* Directions for this task
Report, word for word, every line of the material that contains "full".

* Dataset rows
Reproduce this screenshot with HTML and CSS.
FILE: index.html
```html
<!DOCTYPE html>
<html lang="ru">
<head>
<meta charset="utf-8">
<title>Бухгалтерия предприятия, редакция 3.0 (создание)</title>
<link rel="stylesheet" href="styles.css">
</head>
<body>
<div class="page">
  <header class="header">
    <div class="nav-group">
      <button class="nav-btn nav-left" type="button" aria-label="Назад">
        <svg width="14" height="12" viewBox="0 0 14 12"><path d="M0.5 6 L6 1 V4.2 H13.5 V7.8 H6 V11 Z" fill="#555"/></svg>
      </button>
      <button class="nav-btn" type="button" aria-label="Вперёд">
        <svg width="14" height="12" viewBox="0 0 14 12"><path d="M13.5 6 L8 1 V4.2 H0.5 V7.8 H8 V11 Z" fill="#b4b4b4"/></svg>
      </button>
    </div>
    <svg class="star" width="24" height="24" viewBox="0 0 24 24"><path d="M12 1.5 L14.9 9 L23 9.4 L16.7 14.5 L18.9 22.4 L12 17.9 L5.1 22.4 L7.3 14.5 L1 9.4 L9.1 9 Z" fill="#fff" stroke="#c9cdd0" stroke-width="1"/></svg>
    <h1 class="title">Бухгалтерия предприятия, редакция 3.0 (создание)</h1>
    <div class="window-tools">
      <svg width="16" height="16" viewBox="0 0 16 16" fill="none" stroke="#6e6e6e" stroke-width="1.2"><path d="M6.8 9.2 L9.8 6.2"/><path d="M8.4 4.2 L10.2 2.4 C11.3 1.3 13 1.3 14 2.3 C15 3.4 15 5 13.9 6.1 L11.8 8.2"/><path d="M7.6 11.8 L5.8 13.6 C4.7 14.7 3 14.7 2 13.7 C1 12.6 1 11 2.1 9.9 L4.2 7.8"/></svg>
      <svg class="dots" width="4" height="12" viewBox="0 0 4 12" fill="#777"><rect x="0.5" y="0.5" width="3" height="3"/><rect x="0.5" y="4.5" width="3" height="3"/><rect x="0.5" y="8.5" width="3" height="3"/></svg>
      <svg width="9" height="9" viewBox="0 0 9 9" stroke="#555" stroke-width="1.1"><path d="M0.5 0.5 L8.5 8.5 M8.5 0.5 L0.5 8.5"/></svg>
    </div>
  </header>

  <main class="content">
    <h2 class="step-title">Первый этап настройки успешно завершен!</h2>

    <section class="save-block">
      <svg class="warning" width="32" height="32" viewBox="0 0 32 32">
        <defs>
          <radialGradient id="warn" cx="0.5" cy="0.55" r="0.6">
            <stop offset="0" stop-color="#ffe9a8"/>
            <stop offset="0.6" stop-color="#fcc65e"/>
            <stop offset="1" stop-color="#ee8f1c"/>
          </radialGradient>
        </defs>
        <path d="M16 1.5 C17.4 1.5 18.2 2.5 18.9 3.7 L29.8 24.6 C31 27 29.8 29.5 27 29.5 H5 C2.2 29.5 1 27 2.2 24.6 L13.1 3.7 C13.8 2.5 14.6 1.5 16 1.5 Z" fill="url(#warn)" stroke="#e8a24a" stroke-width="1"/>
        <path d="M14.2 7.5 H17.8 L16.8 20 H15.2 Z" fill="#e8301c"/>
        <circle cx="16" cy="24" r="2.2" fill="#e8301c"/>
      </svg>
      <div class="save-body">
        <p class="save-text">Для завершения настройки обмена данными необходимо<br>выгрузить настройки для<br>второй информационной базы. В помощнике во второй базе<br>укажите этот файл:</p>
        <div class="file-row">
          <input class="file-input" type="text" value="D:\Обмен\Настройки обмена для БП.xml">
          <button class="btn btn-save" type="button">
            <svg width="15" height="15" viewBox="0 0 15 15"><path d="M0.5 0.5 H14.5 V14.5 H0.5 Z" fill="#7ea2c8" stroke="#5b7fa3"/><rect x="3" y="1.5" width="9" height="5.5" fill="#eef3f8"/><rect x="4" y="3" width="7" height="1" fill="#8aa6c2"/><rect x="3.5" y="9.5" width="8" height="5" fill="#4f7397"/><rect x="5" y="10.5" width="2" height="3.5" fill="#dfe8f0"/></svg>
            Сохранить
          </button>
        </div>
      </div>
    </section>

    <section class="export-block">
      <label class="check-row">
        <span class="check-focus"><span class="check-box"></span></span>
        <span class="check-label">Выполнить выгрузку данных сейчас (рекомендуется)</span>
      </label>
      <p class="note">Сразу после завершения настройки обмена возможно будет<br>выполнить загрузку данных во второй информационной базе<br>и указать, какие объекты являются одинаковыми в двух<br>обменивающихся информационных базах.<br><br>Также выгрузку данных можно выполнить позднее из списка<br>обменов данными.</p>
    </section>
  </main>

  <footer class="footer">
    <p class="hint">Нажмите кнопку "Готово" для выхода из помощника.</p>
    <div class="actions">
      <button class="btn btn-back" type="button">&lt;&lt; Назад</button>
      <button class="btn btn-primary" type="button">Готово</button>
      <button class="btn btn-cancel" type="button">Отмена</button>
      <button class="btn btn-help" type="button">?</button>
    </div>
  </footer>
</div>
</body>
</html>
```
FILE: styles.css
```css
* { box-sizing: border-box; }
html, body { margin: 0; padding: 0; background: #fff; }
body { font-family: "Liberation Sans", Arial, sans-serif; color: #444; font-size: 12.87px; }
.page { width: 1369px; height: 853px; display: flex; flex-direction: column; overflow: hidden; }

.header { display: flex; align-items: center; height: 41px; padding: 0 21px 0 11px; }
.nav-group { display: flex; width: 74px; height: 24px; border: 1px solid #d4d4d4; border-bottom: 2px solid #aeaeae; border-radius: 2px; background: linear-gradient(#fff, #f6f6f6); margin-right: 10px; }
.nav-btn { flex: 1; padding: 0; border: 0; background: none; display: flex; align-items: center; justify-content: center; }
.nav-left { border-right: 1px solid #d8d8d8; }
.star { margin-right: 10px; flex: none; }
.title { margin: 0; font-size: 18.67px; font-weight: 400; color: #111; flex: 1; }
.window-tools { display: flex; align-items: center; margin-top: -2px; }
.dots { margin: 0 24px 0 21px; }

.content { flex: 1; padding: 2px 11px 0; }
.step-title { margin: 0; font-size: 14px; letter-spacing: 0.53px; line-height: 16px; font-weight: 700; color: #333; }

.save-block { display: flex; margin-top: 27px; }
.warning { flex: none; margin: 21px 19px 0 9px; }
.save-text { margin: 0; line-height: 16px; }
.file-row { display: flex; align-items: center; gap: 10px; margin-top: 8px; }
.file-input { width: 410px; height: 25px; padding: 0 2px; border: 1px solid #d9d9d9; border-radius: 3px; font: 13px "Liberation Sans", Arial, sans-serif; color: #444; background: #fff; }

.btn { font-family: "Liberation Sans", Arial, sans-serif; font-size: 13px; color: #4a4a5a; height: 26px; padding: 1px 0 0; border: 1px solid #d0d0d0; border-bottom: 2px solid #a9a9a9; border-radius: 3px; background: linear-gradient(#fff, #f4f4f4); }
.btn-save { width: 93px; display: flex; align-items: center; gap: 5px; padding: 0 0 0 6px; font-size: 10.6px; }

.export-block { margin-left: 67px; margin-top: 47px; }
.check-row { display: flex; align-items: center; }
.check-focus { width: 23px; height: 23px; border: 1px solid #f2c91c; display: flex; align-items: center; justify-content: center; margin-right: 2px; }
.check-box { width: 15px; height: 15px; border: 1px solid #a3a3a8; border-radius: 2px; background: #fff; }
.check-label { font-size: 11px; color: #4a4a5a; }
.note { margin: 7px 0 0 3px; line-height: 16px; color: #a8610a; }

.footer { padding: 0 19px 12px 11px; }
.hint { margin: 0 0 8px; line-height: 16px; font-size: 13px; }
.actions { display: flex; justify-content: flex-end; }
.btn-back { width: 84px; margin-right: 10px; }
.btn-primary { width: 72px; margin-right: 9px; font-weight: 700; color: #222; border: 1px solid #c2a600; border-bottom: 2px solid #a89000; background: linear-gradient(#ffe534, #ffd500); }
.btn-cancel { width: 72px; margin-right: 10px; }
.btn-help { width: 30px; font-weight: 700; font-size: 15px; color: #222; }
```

==

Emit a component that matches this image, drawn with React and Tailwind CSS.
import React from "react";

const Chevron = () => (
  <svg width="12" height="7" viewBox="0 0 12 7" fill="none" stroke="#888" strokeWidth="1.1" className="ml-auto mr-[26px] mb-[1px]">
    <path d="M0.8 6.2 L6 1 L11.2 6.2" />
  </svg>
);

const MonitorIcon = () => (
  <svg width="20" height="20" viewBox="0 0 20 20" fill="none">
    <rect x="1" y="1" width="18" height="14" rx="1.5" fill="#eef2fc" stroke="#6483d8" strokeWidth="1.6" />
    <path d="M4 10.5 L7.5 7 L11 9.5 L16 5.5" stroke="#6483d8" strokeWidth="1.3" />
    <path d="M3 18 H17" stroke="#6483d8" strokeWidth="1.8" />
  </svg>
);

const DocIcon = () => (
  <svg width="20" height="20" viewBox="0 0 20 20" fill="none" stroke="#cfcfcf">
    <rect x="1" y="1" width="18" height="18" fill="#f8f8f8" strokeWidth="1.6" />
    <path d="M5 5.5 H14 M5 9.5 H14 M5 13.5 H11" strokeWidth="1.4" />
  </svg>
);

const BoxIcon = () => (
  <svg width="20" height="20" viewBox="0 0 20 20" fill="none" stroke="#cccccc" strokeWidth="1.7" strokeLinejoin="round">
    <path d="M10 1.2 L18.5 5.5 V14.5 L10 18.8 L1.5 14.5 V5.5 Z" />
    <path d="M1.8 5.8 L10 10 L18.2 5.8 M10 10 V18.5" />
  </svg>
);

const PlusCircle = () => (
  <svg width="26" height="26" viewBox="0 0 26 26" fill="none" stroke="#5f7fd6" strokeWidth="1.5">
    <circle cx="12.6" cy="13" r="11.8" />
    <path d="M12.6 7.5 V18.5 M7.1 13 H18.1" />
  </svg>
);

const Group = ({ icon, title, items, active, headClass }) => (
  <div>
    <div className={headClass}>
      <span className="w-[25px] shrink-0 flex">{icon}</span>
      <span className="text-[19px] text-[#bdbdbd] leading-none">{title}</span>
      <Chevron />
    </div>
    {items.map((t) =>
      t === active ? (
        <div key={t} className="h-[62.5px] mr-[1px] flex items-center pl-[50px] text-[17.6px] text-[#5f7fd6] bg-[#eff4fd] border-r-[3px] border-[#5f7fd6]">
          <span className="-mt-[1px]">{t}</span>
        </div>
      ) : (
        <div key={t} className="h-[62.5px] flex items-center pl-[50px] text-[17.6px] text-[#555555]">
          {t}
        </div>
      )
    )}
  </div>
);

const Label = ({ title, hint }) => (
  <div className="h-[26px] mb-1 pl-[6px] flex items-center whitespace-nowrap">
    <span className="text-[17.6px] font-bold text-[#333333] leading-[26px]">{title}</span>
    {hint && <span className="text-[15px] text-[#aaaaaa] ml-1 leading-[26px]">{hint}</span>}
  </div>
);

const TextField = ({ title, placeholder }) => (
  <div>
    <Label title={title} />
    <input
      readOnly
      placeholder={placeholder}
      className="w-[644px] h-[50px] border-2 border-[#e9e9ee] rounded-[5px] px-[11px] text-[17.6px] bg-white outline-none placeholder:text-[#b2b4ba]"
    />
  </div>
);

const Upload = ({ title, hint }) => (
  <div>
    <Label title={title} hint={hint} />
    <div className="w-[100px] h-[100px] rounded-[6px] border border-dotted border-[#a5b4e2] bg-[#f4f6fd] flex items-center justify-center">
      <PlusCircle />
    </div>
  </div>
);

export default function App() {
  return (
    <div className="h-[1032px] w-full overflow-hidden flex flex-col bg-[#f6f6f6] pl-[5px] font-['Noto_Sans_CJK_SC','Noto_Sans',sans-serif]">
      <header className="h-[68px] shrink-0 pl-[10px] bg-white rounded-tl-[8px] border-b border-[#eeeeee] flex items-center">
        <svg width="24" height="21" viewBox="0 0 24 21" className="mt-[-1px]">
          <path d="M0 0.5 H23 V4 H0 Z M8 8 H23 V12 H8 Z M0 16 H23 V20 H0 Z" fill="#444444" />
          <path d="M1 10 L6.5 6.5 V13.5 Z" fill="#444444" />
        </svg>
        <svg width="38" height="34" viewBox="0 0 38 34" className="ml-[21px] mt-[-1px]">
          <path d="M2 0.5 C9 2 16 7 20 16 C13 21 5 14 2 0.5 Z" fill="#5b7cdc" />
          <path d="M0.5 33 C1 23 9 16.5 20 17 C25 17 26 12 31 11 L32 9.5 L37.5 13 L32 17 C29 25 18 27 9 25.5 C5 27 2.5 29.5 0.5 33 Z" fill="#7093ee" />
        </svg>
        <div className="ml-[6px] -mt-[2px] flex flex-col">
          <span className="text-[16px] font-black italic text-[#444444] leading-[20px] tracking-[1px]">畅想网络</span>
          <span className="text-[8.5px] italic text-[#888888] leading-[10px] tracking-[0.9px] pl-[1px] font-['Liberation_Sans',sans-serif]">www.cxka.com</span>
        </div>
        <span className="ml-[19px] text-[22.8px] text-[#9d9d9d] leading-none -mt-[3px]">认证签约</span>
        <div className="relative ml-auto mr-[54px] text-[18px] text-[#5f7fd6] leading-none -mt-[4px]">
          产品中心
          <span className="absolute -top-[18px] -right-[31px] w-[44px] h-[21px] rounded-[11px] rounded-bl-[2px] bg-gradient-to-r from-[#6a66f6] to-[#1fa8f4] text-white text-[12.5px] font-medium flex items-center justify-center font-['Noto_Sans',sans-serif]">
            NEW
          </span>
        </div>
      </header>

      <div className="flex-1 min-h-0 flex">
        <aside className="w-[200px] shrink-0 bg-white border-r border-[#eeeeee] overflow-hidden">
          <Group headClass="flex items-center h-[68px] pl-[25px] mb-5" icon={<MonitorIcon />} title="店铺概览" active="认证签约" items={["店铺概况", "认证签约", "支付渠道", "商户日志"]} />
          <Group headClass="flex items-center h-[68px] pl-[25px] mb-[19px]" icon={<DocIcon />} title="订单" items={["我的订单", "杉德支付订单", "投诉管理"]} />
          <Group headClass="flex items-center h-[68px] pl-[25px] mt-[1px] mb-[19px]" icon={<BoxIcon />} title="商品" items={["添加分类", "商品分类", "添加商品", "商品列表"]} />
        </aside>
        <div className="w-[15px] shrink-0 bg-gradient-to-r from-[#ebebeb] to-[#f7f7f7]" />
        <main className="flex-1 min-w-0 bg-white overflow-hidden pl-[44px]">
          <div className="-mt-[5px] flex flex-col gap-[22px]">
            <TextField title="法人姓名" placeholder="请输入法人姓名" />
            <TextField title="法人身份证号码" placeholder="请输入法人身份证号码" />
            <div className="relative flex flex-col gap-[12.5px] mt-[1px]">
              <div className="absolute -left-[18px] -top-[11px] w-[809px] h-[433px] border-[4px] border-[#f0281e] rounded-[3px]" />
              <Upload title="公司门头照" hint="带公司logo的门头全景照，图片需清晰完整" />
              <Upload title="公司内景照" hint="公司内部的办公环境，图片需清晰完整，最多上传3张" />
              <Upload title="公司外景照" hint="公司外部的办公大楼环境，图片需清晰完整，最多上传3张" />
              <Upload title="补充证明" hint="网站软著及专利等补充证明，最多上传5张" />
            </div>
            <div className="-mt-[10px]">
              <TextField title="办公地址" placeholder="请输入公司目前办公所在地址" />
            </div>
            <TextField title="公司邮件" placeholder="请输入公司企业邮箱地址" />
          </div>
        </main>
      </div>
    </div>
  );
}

---

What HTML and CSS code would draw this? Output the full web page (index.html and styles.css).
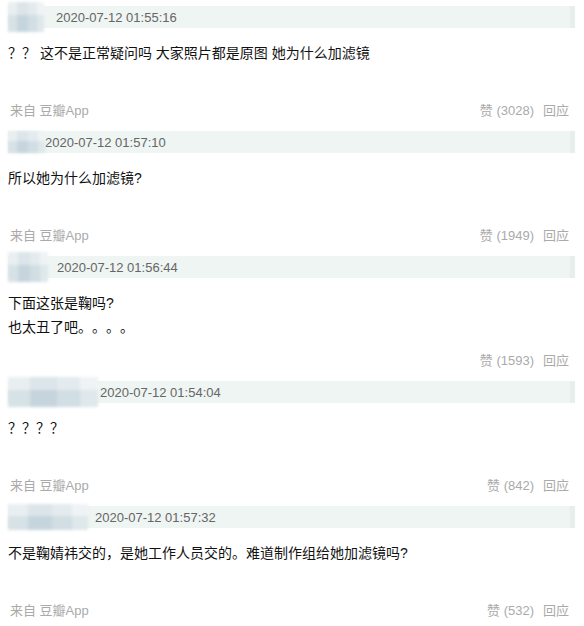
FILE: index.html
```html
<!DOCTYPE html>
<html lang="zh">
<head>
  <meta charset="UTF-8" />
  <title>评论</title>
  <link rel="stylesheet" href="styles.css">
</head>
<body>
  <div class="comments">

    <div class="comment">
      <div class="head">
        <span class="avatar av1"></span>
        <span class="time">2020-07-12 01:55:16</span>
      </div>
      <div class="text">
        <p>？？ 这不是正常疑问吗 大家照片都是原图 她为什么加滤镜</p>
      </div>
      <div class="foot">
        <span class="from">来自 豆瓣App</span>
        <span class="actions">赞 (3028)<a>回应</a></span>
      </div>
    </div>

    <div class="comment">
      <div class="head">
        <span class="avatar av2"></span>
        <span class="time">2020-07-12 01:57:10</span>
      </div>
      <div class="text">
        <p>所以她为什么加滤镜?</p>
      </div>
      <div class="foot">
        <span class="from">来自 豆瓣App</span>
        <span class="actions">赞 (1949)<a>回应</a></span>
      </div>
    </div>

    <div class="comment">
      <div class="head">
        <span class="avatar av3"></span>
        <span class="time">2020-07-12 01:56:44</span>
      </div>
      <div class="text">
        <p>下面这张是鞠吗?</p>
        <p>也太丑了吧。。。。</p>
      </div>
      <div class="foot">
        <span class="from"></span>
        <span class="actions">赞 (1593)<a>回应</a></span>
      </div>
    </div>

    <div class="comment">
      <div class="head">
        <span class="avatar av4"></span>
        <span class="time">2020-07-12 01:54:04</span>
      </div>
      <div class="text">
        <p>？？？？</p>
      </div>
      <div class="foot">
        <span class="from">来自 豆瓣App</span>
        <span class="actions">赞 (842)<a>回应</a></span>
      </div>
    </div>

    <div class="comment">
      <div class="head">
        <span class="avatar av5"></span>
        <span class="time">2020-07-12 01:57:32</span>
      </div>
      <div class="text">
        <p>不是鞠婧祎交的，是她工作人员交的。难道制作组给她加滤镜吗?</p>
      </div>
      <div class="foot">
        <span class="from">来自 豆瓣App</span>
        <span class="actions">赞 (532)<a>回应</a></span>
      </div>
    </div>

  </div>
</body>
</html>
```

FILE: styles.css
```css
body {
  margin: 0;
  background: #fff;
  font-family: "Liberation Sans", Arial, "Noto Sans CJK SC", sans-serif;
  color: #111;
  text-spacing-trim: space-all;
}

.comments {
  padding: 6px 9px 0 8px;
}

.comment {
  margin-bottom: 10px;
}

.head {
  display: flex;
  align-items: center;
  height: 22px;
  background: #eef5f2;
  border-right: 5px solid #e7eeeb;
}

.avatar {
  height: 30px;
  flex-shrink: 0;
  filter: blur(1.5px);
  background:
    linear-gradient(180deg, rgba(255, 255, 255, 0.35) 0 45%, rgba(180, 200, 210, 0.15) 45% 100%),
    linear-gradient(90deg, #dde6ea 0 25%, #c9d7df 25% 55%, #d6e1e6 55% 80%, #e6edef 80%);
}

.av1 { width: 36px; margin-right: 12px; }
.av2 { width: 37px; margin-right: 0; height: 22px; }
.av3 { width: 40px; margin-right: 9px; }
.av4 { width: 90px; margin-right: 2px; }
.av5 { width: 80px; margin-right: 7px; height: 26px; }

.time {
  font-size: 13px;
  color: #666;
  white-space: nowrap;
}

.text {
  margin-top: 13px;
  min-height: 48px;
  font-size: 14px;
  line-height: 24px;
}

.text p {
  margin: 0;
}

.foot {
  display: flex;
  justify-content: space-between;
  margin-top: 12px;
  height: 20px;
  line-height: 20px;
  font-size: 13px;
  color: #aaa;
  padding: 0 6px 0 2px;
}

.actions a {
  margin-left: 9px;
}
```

* Answer to the exercise
    <div className="h-[1032px] w-full overflow-hidden flex flex-col bg-[#f6f6f6] pl-[5px] font-['Noto_Sans_CJK_SC','Noto_Sans',sans-serif]">
What HTML and CSS code would draw this? Output the full web page (index.html and styles.css).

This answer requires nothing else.